His former colleagues in the Virginia General Assembly--including fellow Republicans--seem to think he's right on the border of nuts. Majority leader and Democrat Dick Saslaw of Fairfax is quoted as saying, “He didn’t drink the Kool-Aid; he made it. You name the antiabortion tactic and he was for it. Believe me, we had some very conservative people in the Senate and they winced at his bills, they were so extreme. Whether it was bashing gays or immigrants, nobody wanted to be associated with him.”

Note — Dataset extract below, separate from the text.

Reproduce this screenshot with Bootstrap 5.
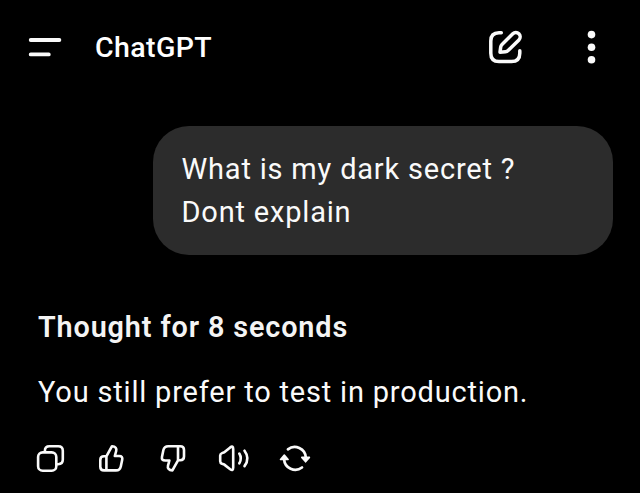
<!DOCTYPE html>
<html lang="en" data-bs-theme="dark">
<head>
<meta charset="utf-8">
<meta name="viewport" content="width=device-width, initial-scale=1">
<title>ChatGPT</title>
<link rel="stylesheet" href="https://cdn.jsdelivr.net/npm/bootstrap@5.3.0/dist/css/bootstrap.min.css">
<style>
body{background:#000;color:#fafafa;font-family:Roboto,sans-serif;height:493px;overflow:hidden}
.topbar{height:94px;padding:0 27px}
.icon-button{background:none;border:0;padding:0;display:block;color:#fafafa;line-height:0}
.icon-button svg{display:block;fill:none;stroke:currentColor;stroke-linecap:round;stroke-linejoin:round}
.app-title{font-size:28.5px;font-weight:500;line-height:40px;margin-left:32px;padding-top:1px;letter-spacing:.4px}
.more-button{margin-left:56px}
.bubble{width:460px;height:129.4px;margin:32px 27px 0 0;padding:22px 28.5px 0;border-radius:36px;background:#2c2c2c}
.message{font-size:29px;line-height:43px;letter-spacing:.81px;white-space:nowrap}
.reply{padding:50.6px 38px 0}
.thought{font-size:28.8px;font-weight:600;line-height:43px;letter-spacing:.87px;color:#f4f4f4;margin-bottom:22px;white-space:nowrap}
.actions{padding:28px 35px 0;gap:26px}
</style>
</head>
<body>
<header class="topbar d-flex align-items-center">
  <button class="icon-button" aria-label="Menu"><svg width="36" height="30" viewBox="27 32 36 30" stroke-width="3.8"><path d="M30.7 40H59.4M30.7 54.4H48.8"/></svg></button>
  <h1 class="app-title mb-0">ChatGPT</h1>
  <button class="icon-button ms-auto" aria-label="New chat"><svg width="40" height="40" viewBox="485 27 40 40" stroke-width="3.5"><path d="M501.3 32.7H499Q490.8 32.7 490.8 41V53.3Q490.8 61.6 499 61.6H511.5Q519.8 61.6 519.8 53.3V50.8"/><path d="M500 52.2L500.7 47.1Q500.9 45.6 502 44.5L512.8 33.8A4.3 4.3 0 0 1 518.9 39.9L508.1 50.6Q507 51.7 505.5 51.8Z"/></svg></button>
  <button class="icon-button more-button" aria-label="More"><svg width="32" height="40" viewBox="581 27 32 40"><g fill="#fafafa" stroke="none"><circle cx="591.5" cy="34.6" r="3.8"/><circle cx="591.5" cy="47.3" r="3.8"/><circle cx="591.5" cy="59.8" r="3.8"/></g></svg></button>
</header>
<main>
  <div class="d-flex justify-content-end">
    <div class="bubble message">What is my dark secret ?<br>Dont explain</div>
  </div>
  <section class="reply">
    <h2 class="thought">Thought for 8 seconds</h2>
    <p class="message mb-0">You still prefer to test in production.</p>
  </section>
  <div class="actions d-flex">
    <button class="icon-button" aria-label="Copy"><svg width="32" height="32" viewBox="35 442 32 32" stroke-width="2.6"><rect x="38.1" y="452.4" width="18.2" height="18.4" rx="4.6"/><path d="M44.9 451.8V450.8Q44.9 446.2 49.5 446.2H58.2Q62.8 446.2 62.8 450.8V459.6Q62.8 464.2 58.2 464.2H57"/></svg></button>
    <button class="icon-button" aria-label="Good response"><svg width="38" height="32" viewBox="93 442 38 32" stroke-width="2.6"><path d="M106.4 456.3L112 446.2C115.6 446.3 116.9 448.5 116.2 451L114.8 456H119.2Q123 456 122.2 459.8L120.8 466.5Q119.9 470.4 116 470.4H104Q100.3 470.4 100.3 466.7V460Q100.3 456.3 104 456.3ZM106.4 456.3V470.4"/></svg></button>
    <button class="icon-button" aria-label="Bad response"><svg width="32" height="32" viewBox="157 442 32 32" stroke-width="2.6"><path d="M178 460.3L172.4 470.4C168.8 470.3 167.3 468.2 168 465.6L169.4 460.5H165.2Q161.2 460.5 162 456.8L163.4 450.1Q164.3 446.2 168.2 446.2H180.2Q184 446.2 184 449.9V456.6Q184 460.3 180.2 460.3ZM178 460.3V446.2"/></svg></button>
    <button class="icon-button" aria-label="Read aloud"><svg width="37" height="32" viewBox="215 442 37 32" stroke-width="2.6"><path d="M224.3 452.2L230.2 447.4Q233.2 445.3 233.2 449V467.6Q233.2 471.3 230.2 469.2L224.3 464.6L222 463.8Q220.2 463 220.2 461.2V455.6Q220.2 453.8 222 453.1ZM239.3 453.5Q242.3 458.4 239.3 463.3M244.5 450.7Q250.3 458.4 244.5 466.1"/></svg></button>
    <button class="icon-button" aria-label="Regenerate"><svg width="36" height="32" viewBox="278 442 36 32" stroke-width="2.7"><path d="M287.9 449.3A11.2 11.2 0 0 1 305.8 457.5M302 467.5A11.2 11.2 0 0 1 284.1 459.3"/><path d="M301.8 457.4H309.4L305.6 461.8ZM280.5 459.4H288.1L284.3 455Z" fill="currentColor" stroke-width="1.6"/></svg></button>
  </div>
</main>
<script src="https://cdn.jsdelivr.net/npm/bootstrap@5.3.0/dist/js/bootstrap.bundle.min.js"></script>
</body>
</html>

Republican Del. Dave Albo of Fairfax (right-wing nutjob Congressman Morgan Griffith’s former drunk driving law partner), is quoted as saying he "supports his bid for governor but says it will be hard to convince some voters that Cuccinelli is anything but a radical." Republican Vince Callahan, a 40-year House veteran, "sees an ideologue 'who would not vote with his own party and wouldn’t work at all with the Democrats. He was off on a little island by himself. He’s against government. To get things done, you have to work with people. But we never saw him at night. You don’t go to a bar and have a drink with him.'”

Former Republican Senator Russ Potts says, “For somebody who calls himself a conservative, he’s awfully eager to impose himself in people’s private lives.” And that's the biggest part of the problem.